[Listed entries start]

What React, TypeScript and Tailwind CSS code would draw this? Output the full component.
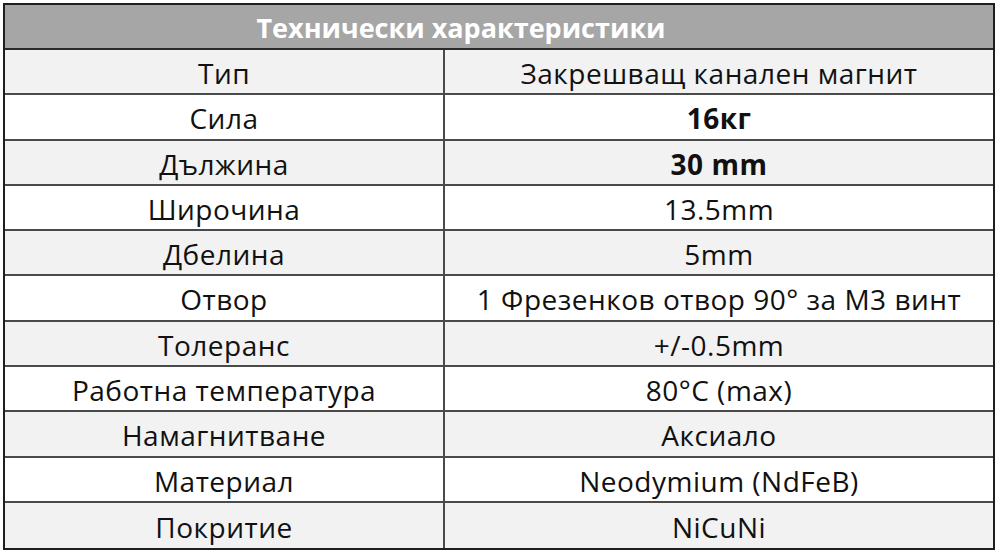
const rows: { label: string; value: string; bold?: boolean }[] = [
    { label: 'Тип', value: 'Закрешващ канален магнит' },
    { label: 'Сила', value: '16кг', bold: true },
    { label: 'Дължина', value: '30 mm', bold: true },
    { label: 'Широчина', value: '13.5mm' },
    { label: 'Дбелина', value: '5mm' },
    { label: 'Отвор', value: '1 Фрезенков отвор 90° за M3 винт' },
    { label: 'Толеранс', value: '+/-0.5mm' },
    { label: 'Работна температура', value: '80°C (max)' },
    { label: 'Намагнитване', value: 'Аксиало' },
    { label: 'Материал', value: 'Neodymium (NdFeB)' },
    { label: 'Покритие', value: 'NiCuNi' },
];

export default function App() {
    return (
        <div className="h-[555px] w-[1000px] bg-white pl-[3px] pt-[3px] font-['Open_Sans',sans-serif]">
            <div className="w-[992px] border-2 border-[#1e1e1e]">
                <div className="flex h-[45px] items-center justify-center border-b-2 border-[#2a2a2a] bg-[#a6a6a6] pr-[76px] pt-[3px] text-[27px] font-bold text-white">
                    Технически характеристики
                </div>
                {rows.map((row, i) => (
                    <div
                        key={row.label}
                        className={
                            'grid h-[45.3px] grid-cols-[440px_1fr] text-[28px] tracking-[0.5px] text-[#111] ' +
                            (i % 2 === 0 ? 'bg-[#f2f2f2]' : 'bg-white') +
                            (i < rows.length - 1 ? ' border-b-2 border-[#4a4a4a]' : '')
                        }
                    >
                        <div className="flex items-center justify-center border-r-2 border-[#4a4a4a] pt-[2px]">
                            {row.label}
                        </div>
                        <div
                            className={
                                'flex items-center justify-center pt-[2px] ' +
                                (row.bold ? 'font-bold' : '')
                            }
                        >
                            {row.value}
                        </div>
                    </div>
                ))}
            </div>
        </div>
    );
}
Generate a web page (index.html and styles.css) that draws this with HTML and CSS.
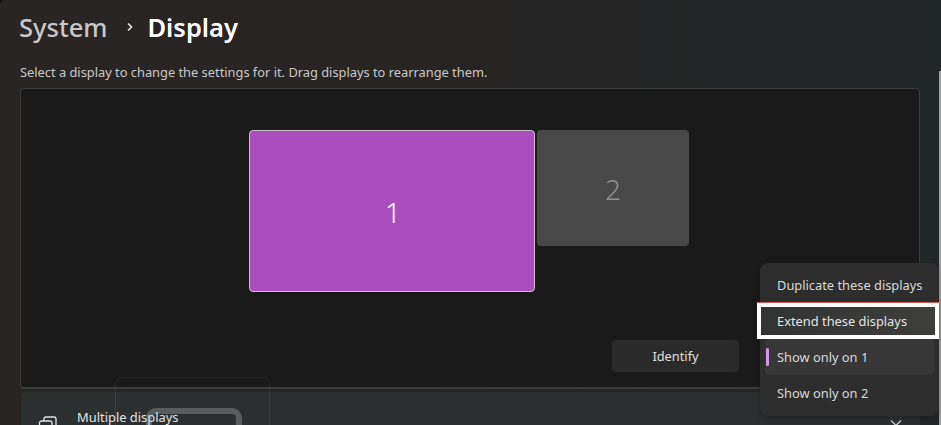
FILE: index.html
```html
<!DOCTYPE html>
<html lang="en">
<head>
<meta charset="utf-8">
<title>System Display</title>
<link rel="stylesheet" href="styles.css">
</head>
<body>
<div class="window">
  <header class="crumbs">
    <span class="crumb-parent">System</span>
    <svg class="crumb-sep" width="10" height="12" viewBox="0 0 10 12"><path d="M3 2.500 6.500 6 3 9.500" fill="none" stroke="#e0e0e0" stroke-width="1.700"/></svg>
    <span class="crumb-current">Display</span>
  </header>
  <p class="hint">Select a display to change the settings for it. Drag displays to rearrange them.</p>
  <section class="arranger">
    <div class="monitor monitor-one">1</div>
    <div class="monitor monitor-two">2</div>
    <div class="identify-row"><button class="identify">Identify</button></div>
  </section>
  <section class="row">
    <svg class="row-icon" width="20" height="16" viewBox="0 0 20 16"><path d="M6 4.500V3a2 2 0 0 1 2-2h8a2 2 0 0 1 2 2v6a2 2 0 0 1-2 2h-1M3.500 5h8.500a2 2 0 0 1 2 2v6a2 2 0 0 1-2 2H3.500a2 2 0 0 1-2-2V7a2 2 0 0 1 2-2z" fill="none" stroke="#e4e4e4" stroke-width="1.300"/></svg>
    <span class="row-title">Multiple displays</span>
    <svg class="row-chevron" width="14" height="8" viewBox="0 0 14 8"><path d="M2 1.500 7 6.500 12 1.500" fill="none" stroke="#cfcfcf" stroke-width="1.300"/></svg>
  </section>
  <div class="ghost-outer"></div>
  <div class="ghost-inner"></div>
  <div class="scrollbar"></div>
  <div class="menu">
    <div class="menu-item">Duplicate these displays</div>
    <div class="menu-item menu-highlight">Extend these displays</div>
    <div class="menu-item menu-selected">Show only on 1</div>
    <div class="menu-item">Show only on 2</div>
  </div>
</div>
</body>
</html>
```
FILE: styles.css
```css
* { box-sizing: border-box; }
html, body { margin: 0; padding: 0; background: #111; }
.window {
  position: relative;
  width: 941px;
  height: 425px;
  overflow: hidden;
  padding: 1px 21px 0 20px;
  border-top-left-radius: 5px;
  background: linear-gradient(90deg, #292523 0%, #272423 45%, #232526 75%, #212627 100%);
  font-family: "Noto Sans", "Open Sans", sans-serif;
  color: #e6e6e6;
}
.crumbs {
  display: flex;
  align-items: center;
  height: 51px;
  margin-left: -1px;
  font-size: 25.500px;
  font-weight: 500;
}
.crumb-parent { color: #c8c8c8; }
.crumb-sep { margin: 0 12px 0 18px; }
.crumb-current { color: #fff; font-weight: 600; }
.hint {
  margin: 12px 0 0;
  height: 24px;
  font-size: 12.830px;
  line-height: 17px;
  color: #c9c9c9;
}
.arranger {
  position: relative;
  height: 301px;
  border: 1px solid #3d3d3d;
  border-bottom-width: 2px;
  border-radius: 4px;
  background: #1a1a1a;
}
.monitor {
  position: absolute;
  display: flex;
  align-items: center;
  justify-content: center;
  padding-top: 2px;
  border-radius: 4px;
  font-size: 28px;
  font-weight: 300;
}
.monitor-one {
  left: 228px;
  top: 41px;
  width: 286px;
  height: 162px;
  padding-left: 2px;
  background: #aa4dbd;
  border: 1px solid #cdbcd1;
  color: #fff;
}
.monitor-two {
  left: 516px;
  top: 41px;
  width: 152px;
  height: 116px;
  background: #484848;
  color: #8f8f8f;
}
.identify-row {
  display: flex;
  justify-content: flex-end;
  padding: 251px 180px 0 0;
}
.identify {
  width: 127px;
  height: 32px;
  border: 0;
  border-radius: 4px;
  background: #2a2a2a;
  font: 400 12.800px "Noto Sans", sans-serif;
  color: #e0e0e0;
}
.row {
  position: relative;
  display: flex;
  align-items: flex-start;
  height: 60px;
  margin: 3px 0 0 1px;
  padding: 18px 17px 0 17px;
  border-radius: 4px 4px 0 0;
  background: #2b2f30;
}
.row-icon { margin-top: 6px; flex: none; }
.row-title {
  position: relative;
  z-index: 1;
  margin: -1px 0 0 19px;
  font-size: 12.900px;
  line-height: 17px;
  color: #e4e4e4;
}
.row-chevron { margin: 9px 0 0 auto; flex: none; }
.ghost-outer {
  position: absolute;
  left: 115px;
  top: 377px;
  width: 155px;
  height: 70px;
  border: 1px solid rgba(255, 255, 255, 0.06);
  border-radius: 8px;
}
.ghost-inner {
  position: absolute;
  left: 146px;
  top: 408px;
  width: 96px;
  height: 50px;
  border: 6px solid rgba(255, 255, 255, 0.22);
  border-radius: 10px;
}
.scrollbar {
  position: absolute;
  right: 0;
  top: 71px;
  width: 2px;
  height: 354px;
  background: #a0a0a0;
}
.menu {
  position: absolute;
  left: 760px;
  top: 263px;
  width: 179px;
  height: 153px;
  padding: 4px 5px;
  border-radius: 8px;
  background: #2e2d2d;
  box-shadow: 0 2px 6px rgba(0, 0, 0, 0.25);
  font-size: 12.850px;
  color: #d9d9d9;
}
.menu-item {
  position: relative;
  display: flex;
  align-items: center;
  height: 36px;
  padding-left: 12px;
  border-radius: 4px;
}
.menu-highlight {
  margin: 0 -5px 0 -8px;
  padding-left: 20px;
  background: linear-gradient(90deg, #333 0%, #3d3d3c 100%);
  border: 4px solid #fff;
  border-top-color: #fff;
  box-shadow: 0 -1px 0 #d85a5a, 1px 0 0 #d85a5a;
  padding-left: 16px;
  border-radius: 0;
  color: #e4e4e4;
}
.menu-selected { background: #373737; }
.menu-selected::before {
  content: "";
  position: absolute;
  left: 1px;
  top: 9px;
  width: 3px;
  height: 18px;
  border-radius: 2px;
  background: #d596e3;
}
```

[Listed entries end]

■ Written request
Reproduce the material word for word. Any pictures should be left out of the copy.

■ Output of the task
What React, TypeScript and Tailwind CSS code would draw this? Output the full component.
const rows: { label: string; value: string; bold?: boolean }[] = [
    { label: 'Тип', value: 'Закрешващ канален магнит' },
    { label: 'Сила', value: '16кг', bold: true },
    { label: 'Дължина', value: '30 mm', bold: true },
    { label: 'Широчина', value: '13.5mm' },
    { label: 'Дбелина', value: '5mm' },
    { label: 'Отвор', value: '1 Фрезенков отвор 90° за M3 винт' },
    { label: 'Толеранс', value: '+/-0.5mm' },
    { label: 'Работна температура', value: '80°C (max)' },
    { label: 'Намагнитване', value: 'Аксиало' },
    { label: 'Материал', value: 'Neodymium (NdFeB)' },
    { label: 'Покритие', value: 'NiCuNi' },
];

export default function App() {
    return (
        <div className="h-[555px] w-[1000px] bg-white pl-[3px] pt-[3px] font-['Open_Sans',sans-serif]">
            <div className="w-[992px] border-2 border-[#1e1e1e]">
                <div className="flex h-[45px] items-center justify-center border-b-2 border-[#2a2a2a] bg-[#a6a6a6] pr-[76px] pt-[3px] text-[27px] font-bold text-white">
                    Технически характеристики
                </div>
                {rows.map((row, i) => (
                    <div
                        key={row.label}
                        className={
                            'grid h-[45.3px] grid-cols-[440px_1fr] text-[28px] tracking-[0.5px] text-[#111] ' +
                            (i % 2 === 0 ? 'bg-[#f2f2f2]' : 'bg-white') +
                            (i < rows.length - 1 ? ' border-b-2 border-[#4a4a4a]' : '')
                        }
                    >
                        <div className="flex items-center justify-center border-r-2 border-[#4a4a4a] pt-[2px]">
                            {row.label}
                        </div>
                        <div
                            className={
                                'flex items-center justify-center pt-[2px] ' +
                                (row.bold ? 'font-bold' : '')
                            }
                        >
                            {row.value}
                        </div>
                    </div>
                ))}
            </div>
        </div>
    );
}
Generate a web page (index.html and styles.css) that draws this with HTML and CSS.
FILE: index.html
```html
<!DOCTYPE html>
<html lang="en">
<head>
<meta charset="utf-8">
<title>System Display</title>
<link rel="stylesheet" href="styles.css">
</head>
<body>
<div class="window">
  <header class="crumbs">
    <span class="crumb-parent">System</span>
    <svg class="crumb-sep" width="10" height="12" viewBox="0 0 10 12"><path d="M3 2.500 6.500 6 3 9.500" fill="none" stroke="#e0e0e0" stroke-width="1.700"/></svg>
    <span class="crumb-current">Display</span>
  </header>
  <p class="hint">Select a display to change the settings for it. Drag displays to rearrange them.</p>
  <section class="arranger">
    <div class="monitor monitor-one">1</div>
    <div class="monitor monitor-two">2</div>
    <div class="identify-row"><button class="identify">Identify</button></div>
  </section>
  <section class="row">
    <svg class="row-icon" width="20" height="16" viewBox="0 0 20 16"><path d="M6 4.500V3a2 2 0 0 1 2-2h8a2 2 0 0 1 2 2v6a2 2 0 0 1-2 2h-1M3.500 5h8.500a2 2 0 0 1 2 2v6a2 2 0 0 1-2 2H3.500a2 2 0 0 1-2-2V7a2 2 0 0 1 2-2z" fill="none" stroke="#e4e4e4" stroke-width="1.300"/></svg>
    <span class="row-title">Multiple displays</span>
    <svg class="row-chevron" width="14" height="8" viewBox="0 0 14 8"><path d="M2 1.500 7 6.500 12 1.500" fill="none" stroke="#cfcfcf" stroke-width="1.300"/></svg>
  </section>
  <div class="ghost-outer"></div>
  <div class="ghost-inner"></div>
  <div class="scrollbar"></div>
  <div class="menu">
    <div class="menu-item">Duplicate these displays</div>
    <div class="menu-item menu-highlight">Extend these displays</div>
    <div class="menu-item menu-selected">Show only on 1</div>
    <div class="menu-item">Show only on 2</div>
  </div>
</div>
</body>
</html>
```
FILE: styles.css
```css
* { box-sizing: border-box; }
html, body { margin: 0; padding: 0; background: #111; }
.window {
  position: relative;
  width: 941px;
  height: 425px;
  overflow: hidden;
  padding: 1px 21px 0 20px;
  border-top-left-radius: 5px;
  background: linear-gradient(90deg, #292523 0%, #272423 45%, #232526 75%, #212627 100%);
  font-family: "Noto Sans", "Open Sans", sans-serif;
  color: #e6e6e6;
}
.crumbs {
  display: flex;
  align-items: center;
  height: 51px;
  margin-left: -1px;
  font-size: 25.500px;
  font-weight: 500;
}
.crumb-parent { color: #c8c8c8; }
.crumb-sep { margin: 0 12px 0 18px; }
.crumb-current { color: #fff; font-weight: 600; }
.hint {
  margin: 12px 0 0;
  height: 24px;
  font-size: 12.830px;
  line-height: 17px;
  color: #c9c9c9;
}
.arranger {
  position: relative;
  height: 301px;
  border: 1px solid #3d3d3d;
  border-bottom-width: 2px;
  border-radius: 4px;
  background: #1a1a1a;
}
.monitor {
  position: absolute;
  display: flex;
  align-items: center;
  justify-content: center;
  padding-top: 2px;
  border-radius: 4px;
  font-size: 28px;
  font-weight: 300;
}
.monitor-one {
  left: 228px;
  top: 41px;
  width: 286px;
  height: 162px;
  padding-left: 2px;
  background: #aa4dbd;
  border: 1px solid #cdbcd1;
  color: #fff;
}
.monitor-two {
  left: 516px;
  top: 41px;
  width: 152px;
  height: 116px;
  background: #484848;
  color: #8f8f8f;
}
.identify-row {
  display: flex;
  justify-content: flex-end;
  padding: 251px 180px 0 0;
}
.identify {
  width: 127px;
  height: 32px;
  border: 0;
  border-radius: 4px;
  background: #2a2a2a;
  font: 400 12.800px "Noto Sans", sans-serif;
  color: #e0e0e0;
}
.row {
  position: relative;
  display: flex;
  align-items: flex-start;
  height: 60px;
  margin: 3px 0 0 1px;
  padding: 18px 17px 0 17px;
  border-radius: 4px 4px 0 0;
  background: #2b2f30;
}
.row-icon { margin-top: 6px; flex: none; }
.row-title {
  position: relative;
  z-index: 1;
  margin: -1px 0 0 19px;
  font-size: 12.900px;
  line-height: 17px;
  color: #e4e4e4;
}
.row-chevron { margin: 9px 0 0 auto; flex: none; }
.ghost-outer {
  position: absolute;
  left: 115px;
  top: 377px;
  width: 155px;
  height: 70px;
  border: 1px solid rgba(255, 255, 255, 0.06);
  border-radius: 8px;
}
.ghost-inner {
  position: absolute;
  left: 146px;
  top: 408px;
  width: 96px;
  height: 50px;
  border: 6px solid rgba(255, 255, 255, 0.22);
  border-radius: 10px;
}
.scrollbar {
  position: absolute;
  right: 0;
  top: 71px;
  width: 2px;
  height: 354px;
  background: #a0a0a0;
}
.menu {
  position: absolute;
  left: 760px;
  top: 263px;
  width: 179px;
  height: 153px;
  padding: 4px 5px;
  border-radius: 8px;
  background: #2e2d2d;
  box-shadow: 0 2px 6px rgba(0, 0, 0, 0.25);
  font-size: 12.850px;
  color: #d9d9d9;
}
.menu-item {
  position: relative;
  display: flex;
  align-items: center;
  height: 36px;
  padding-left: 12px;
  border-radius: 4px;
}
.menu-highlight {
  margin: 0 -5px 0 -8px;
  padding-left: 20px;
  background: linear-gradient(90deg, #333 0%, #3d3d3c 100%);
  border: 4px solid #fff;
  border-top-color: #fff;
  box-shadow: 0 -1px 0 #d85a5a, 1px 0 0 #d85a5a;
  padding-left: 16px;
  border-radius: 0;
  color: #e4e4e4;
}
.menu-selected { background: #373737; }
.menu-selected::before {
  content: "";
  position: absolute;
  left: 1px;
  top: 9px;
  width: 3px;
  height: 18px;
  border-radius: 2px;
  background: #d596e3;
}
```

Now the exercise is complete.